Vincent also incorrectly argues that a DJJ commitment should only be made as a last resort, relying on In re Todd W., supra, 96 Cal.App.3d at page 418. However, In re Todd was decided before the Legislature’s 1984 amendments to the juvenile court law. Our Supreme Court rejected this “last resort” approach in In re Ricky H. (1981) 30 Cal.3d 176, 184, which upheld a DJJ commitment for a first-time offender. (See also In re Angela M., supra, 111 Cal.App.4th 1392, 1396 [stating that a DJJ commitment “may be considered . . . without previous resort to less restrictive placements”].) The juvenile court is only required to give proper consideration to less restrictive programs before committing a minor to DJJ. (In re Ricky H., supra, at p. 183.) The court below complied with this requirement, hearing evidence about alternative placements in group homes and Vincent’s return to Germany, as we have discussed.
Furthermore, the court could reasonably conclude that DJJ was the best placement to protect the public from Vincent's violent and dangerous conduct. He had admitted to committing an assault likely to commit great bodily injury, Dr.
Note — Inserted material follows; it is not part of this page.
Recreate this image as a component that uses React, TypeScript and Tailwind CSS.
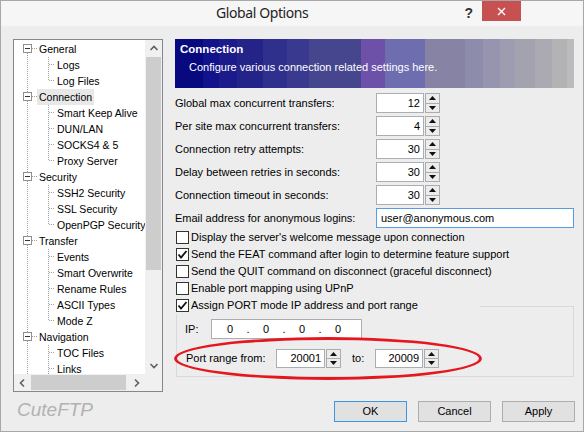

Watt had opined that he should not be returned home, and Vincent’s out of-control and sometimes violent conduct in juvenile hall, including after he began taking medication, were substantial evidence that he was a risk to himself and a threat to the community. The court indicated its consideration of such matters in its stated reasons for its dispositional order.
In short, Vincent’s argument that the court abused its discretion in ordering Vincent’s commitment to the DJJ lacks merit.
DISPOSITION
The juvenile court’s order is affirmed.
We concur: Haerle, Acting P.J., Richman, J.